## The problem
Look below for the line with "Write a component", then repeat it and all lines after it, exactly, minus any pictures.

— START OF Dataset records —

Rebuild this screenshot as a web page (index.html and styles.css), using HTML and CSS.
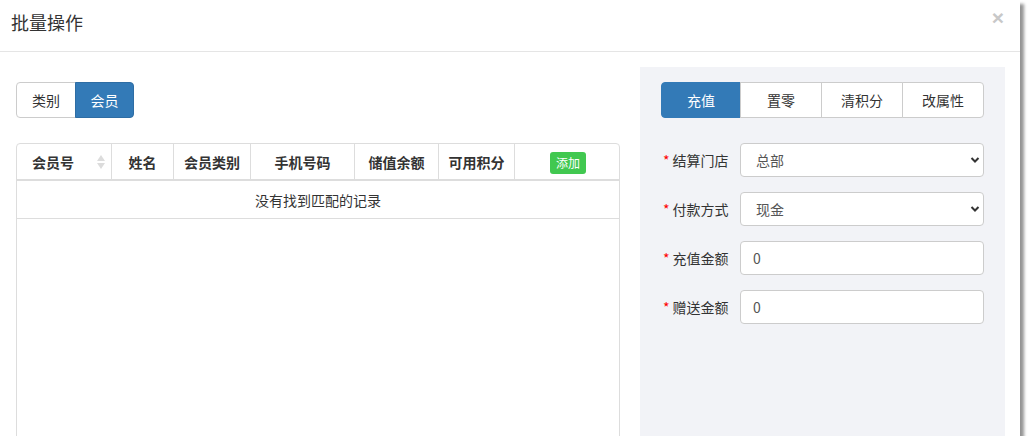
FILE: index.html
```html
<!DOCTYPE html>
<html lang="zh-CN">
<head>
<meta charset="utf-8">
<title>批量操作</title>
<link rel="stylesheet" href="styles.css">
</head>
<body>
<div class="modal">
  <div class="modal-header">
    <h4 class="modal-title">批量操作</h4>
    <button class="close" type="button">×</button>
  </div>
  <div class="modal-body">
    <div class="left">
      <div class="btn-group">
        <button class="btn" type="button">类别</button>
        <button class="btn active" type="button">会员</button>
      </div>
      <div class="table-wrap">
        <table class="grid">
          <colgroup>
            <col class="c1"><col class="c2"><col class="c3"><col class="c4"><col class="c5"><col class="c6"><col class="c7">
          </colgroup>
          <thead>
            <tr>
              <th class="sortable">会员号<span class="sort"><svg width="8" height="16" viewBox="0 0 8 16"><path d="M4 1 L8 7 L0 7 Z" fill="#dcdcdc"/><path d="M4 15 L8 9 L0 9 Z" fill="#dcdcdc"/></svg></span></th>
              <th>姓名</th>
              <th>会员类别</th>
              <th>手机号码</th>
              <th>储值余额</th>
              <th>可用积分</th>
              <th><button class="btn-add" type="button">添加</button></th>
            </tr>
          </thead>
          <tbody>
            <tr><td colspan="7" class="empty">没有找到匹配的记录</td></tr>
          </tbody>
        </table>
      </div>
    </div>
    <div class="right">
      <div class="tabs">
        <button class="tab active" type="button">充值</button>
        <button class="tab" type="button">置零</button>
        <button class="tab" type="button">清积分</button>
        <button class="tab" type="button">改属性</button>
      </div>
      <form class="form">
        <div class="row">
          <label class="label"><span class="req">*</span>结算门店</label>
          <div class="select-wrap">
            <select class="control select"><option>总部</option></select>
            <svg class="chev" width="10" height="8" viewBox="0 0 10 8"><path d="M1.5 2 L5 5.5 L8.5 2" fill="none" stroke="#333" stroke-width="2"/></svg>
          </div>
        </div>
        <div class="row">
          <label class="label"><span class="req">*</span>付款方式</label>
          <div class="select-wrap">
            <select class="control select"><option>现金</option></select>
            <svg class="chev" width="10" height="8" viewBox="0 0 10 8"><path d="M1.5 2 L5 5.5 L8.5 2" fill="none" stroke="#333" stroke-width="2"/></svg>
          </div>
        </div>
        <div class="row">
          <label class="label"><span class="req">*</span>充值金额</label>
          <input class="control input" type="text" value="0">
        </div>
        <div class="row">
          <label class="label"><span class="req">*</span>赠送金额</label>
          <input class="control input" type="text" value="0">
        </div>
      </form>
    </div>
  </div>
</div>
</body>
</html>
```

FILE: styles.css
```css
html, body {
  margin: 0;
  padding: 0;
  background: #ffffff;
}
body {
  font-family: "Noto Sans CJK SC", "Liberation Sans", sans-serif;
  font-size: 14px;
  color: #333;
}
.modal {
  width: 1020px;
  height: 436px;
  background: #fff;
  box-shadow: 4px 4px 3px rgba(0, 0, 0, 0.42);
  display: flex;
  flex-direction: column;
  overflow: hidden;
}
.modal-header {
  height: 51px;
  border-bottom: 1px solid #e5e5e5;
  display: flex;
  align-items: center;
  justify-content: space-between;
  padding: 0 16px 0 11px;
  flex: none;
}
.modal-title {
  margin: 0;
  font-size: 18px;
  font-weight: normal;
  line-height: 22px;
  color: #333;
  position: relative;
  top: -4px;
}
.close {
  border: 0;
  background: none;
  padding: 0;
  font-family: "Liberation Sans", sans-serif;
  font-size: 21px;
  font-weight: bold;
  line-height: 1;
  color: #c8c8c8;
  position: relative;
  top: -8px;
}
.modal-body {
  flex: 1;
  min-height: 0;
  display: flex;
  gap: 20px;
  padding: 15px 15px 0 16px;
}
.left {
  width: 604px;
  padding-top: 15px;
  display: flex;
  flex-direction: column;
  flex: none;
}
.btn-group {
  display: flex;
}
.btn {
  box-sizing: border-box;
  height: 36px;
  padding: 0;
  border: 1px solid #ccc;
  background: #fff;
  font-family: inherit;
  font-size: 14px;
  color: #333;
  line-height: 20px;
  white-space: nowrap;
}
.btn:first-child {
  border-radius: 4px 0 0 4px;
  width: 60px;
}
.btn:last-child {
  border-radius: 0 4px 4px 0;
  width: 59px;
  margin-left: -1px;
}
.btn.active {
  background: #337ab7;
  border-color: #2e6da4;
  color: #fff;
}
.table-wrap {
  margin-top: 25px;
  border: 1px solid #ddd;
  border-radius: 4px 4px 0 0;
  height: 340px;
  flex: none;
}
.grid {
  width: 602px;
  border-collapse: separate;
  border-spacing: 0;
  table-layout: fixed;
}
.c1 { width: 94px; }
.c2 { width: 62px; }
.c3 { width: 77px; }
.c4 { width: 104px; }
.c5 { width: 84px; }
.c6 { width: 76px; }
.c7 { width: 105px; }
.grid th {
  height: 35px;
  padding: 0;
  font-weight: bold;
  text-align: center;
  border-bottom: 2px solid #ddd;
  border-left: 1px solid #ddd;
  line-height: 20px;
}
.grid th:first-child {
  border-left: 0;
}
.grid th.sortable {
  text-align: left;
  padding-left: 15px;
  position: relative;
}
.sort {
  position: absolute;
  right: 6px;
  top: 10px;
  line-height: 0;
}
.btn-add {
  width: 36px;
  height: 22px;
  padding: 0;
  border: 0;
  border-radius: 3px;
  background: #41c850;
  color: #fff;
  font-family: inherit;
  font-size: 12px;
  line-height: 22px;
  position: relative;
  left: 1px;
  top: 1px;
}
.grid td.empty {
  height: 37px;
  padding: 0;
  text-align: center;
  border-bottom: 1px solid #ddd;
  line-height: 20px;
}
.right {
  width: 365px;
  flex: none;
  background: #f2f3f7;
  padding: 15px 21px;
  box-sizing: border-box;
}
.tabs {
  display: flex;
}
.tab {
  box-sizing: border-box;
  width: 81px;
  height: 36px;
  padding: 0;
  border: 1px solid #ccc;
  background: #fff;
  font-family: inherit;
  font-size: 14px;
  color: #333;
  margin-left: -1px;
}
.tab:first-child {
  margin-left: 0;
  width: 80px;
  border-radius: 4px 0 0 4px;
}
.tab:nth-child(2),
.tab:nth-child(3) {
  width: 82px;
}
.tab:last-child {
  border-radius: 0 4px 4px 0;
  width: 82px;
}
.tab.active {
  background: #337ab7;
  border-color: #337ab7;
  color: #fff;
}
.form {
  margin-top: 25px;
  display: flex;
  flex-direction: column;
  gap: 15px;
}
.row {
  display: flex;
  align-items: center;
  height: 34px;
}
.label {
  width: 79px;
  flex: none;
  padding-left: 2px;
  box-sizing: border-box;
  color: #333;
  font-size: 14px;
  line-height: 20px;
}
.req {
  color: #f00;
  margin-right: 3px;
}
.select-wrap {
  position: relative;
  flex: 1;
  height: 34px;
}
.control {
  box-sizing: border-box;
  height: 34px;
  border: 1px solid #ccc;
  border-radius: 4px;
  background: #fff;
  font-family: inherit;
  font-size: 14px;
  color: #555;
}
.select {
  width: 100%;
  appearance: none;
  -webkit-appearance: none;
  padding: 0 24px 0 15px;
}
.chev {
  position: absolute;
  right: 4px;
  top: 13px;
}
.input {
  flex: 1;
  padding: 0 12px;
  min-width: 0;
}
```
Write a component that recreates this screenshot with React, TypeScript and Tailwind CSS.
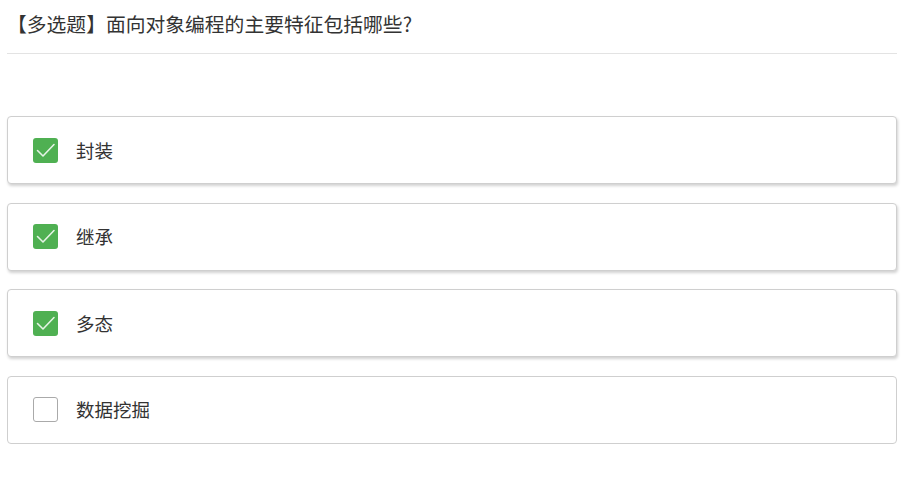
const options = [
  { label: '封装', checked: true },
  { label: '继承', checked: true },
  { label: '多态', checked: true },
  { label: '数据挖掘', checked: false },
];

function CheckBox({ checked }: { checked: boolean }) {
  if (!checked) {
    return <span className="w-[25px] h-[25px] rounded-[3px] border border-[#aaaaaa] bg-white shrink-0" />;
  }
  return (
    <span className="w-[25px] h-[25px] rounded-[3px] bg-[#4fb052] shrink-0 flex items-center justify-center">
      <svg width="25" height="25" viewBox="0 0 25 25" fill="none">
        <path d="M4.5 12.5 L10 18 L21 6.5" stroke="rgba(255,255,255,0.85)" strokeWidth="1.6" strokeLinecap="round" strokeLinejoin="round" />
      </svg>
    </span>
  );
}

export default function App() {
  return (
    <div
      className="min-h-screen bg-white pl-[7px] pr-[15px] text-[#333333]"
      style={{ fontFamily: '"Microsoft YaHei", "Noto Sans CJK SC", sans-serif' }}
    >
      <div className="h-[54px] flex items-center border-b border-[#e3e3e3] text-[19.8px] leading-none pb-[5px]">
        【多选题】面向对象编程的主要特征包括哪些?
      </div>

      <div className="mt-[62px] flex flex-col gap-[18.5px]">
        {options.map((o) => (
          <div
            key={o.label}
            className={`h-[68px] flex items-center gap-[18px] pl-[25px] rounded-[4px] border border-[#cfcfcf] bg-white ${
              o.checked ? 'shadow-[1px_2px_3px_rgba(0,0,0,0.18)]' : ''
            }`}
          >
            <CheckBox checked={o.checked} />
            <span className="text-[18.5px] leading-none">{o.label}</span>
          </div>
        ))}
      </div>
    </div>
  );
}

— END OF Dataset records —

## Exercise solution
Write a component that recreates this screenshot with React, TypeScript and Tailwind CSS.
const options = [
  { label: '封装', checked: true },
  { label: '继承', checked: true },
  { label: '多态', checked: true },
  { label: '数据挖掘', checked: false },
];

function CheckBox({ checked }: { checked: boolean }) {
  if (!checked) {
    return <span className="w-[25px] h-[25px] rounded-[3px] border border-[#aaaaaa] bg-white shrink-0" />;
  }
  return (
    <span className="w-[25px] h-[25px] rounded-[3px] bg-[#4fb052] shrink-0 flex items-center justify-center">
      <svg width="25" height="25" viewBox="0 0 25 25" fill="none">
        <path d="M4.5 12.5 L10 18 L21 6.5" stroke="rgba(255,255,255,0.85)" strokeWidth="1.6" strokeLinecap="round" strokeLinejoin="round" />
      </svg>
    </span>
  );
}

export default function App() {
  return (
    <div
      className="min-h-screen bg-white pl-[7px] pr-[15px] text-[#333333]"
      style={{ fontFamily: '"Microsoft YaHei", "Noto Sans CJK SC", sans-serif' }}
    >
      <div className="h-[54px] flex items-center border-b border-[#e3e3e3] text-[19.8px] leading-none pb-[5px]">
        【多选题】面向对象编程的主要特征包括哪些?
      </div>

      <div className="mt-[62px] flex flex-col gap-[18.5px]">
        {options.map((o) => (
          <div
            key={o.label}
            className={`h-[68px] flex items-center gap-[18px] pl-[25px] rounded-[4px] border border-[#cfcfcf] bg-white ${
              o.checked ? 'shadow-[1px_2px_3px_rgba(0,0,0,0.18)]' : ''
            }`}
          >
            <CheckBox checked={o.checked} />
            <span className="text-[18.5px] leading-none">{o.label}</span>
          </div>
        ))}
      </div>
    </div>
  );
}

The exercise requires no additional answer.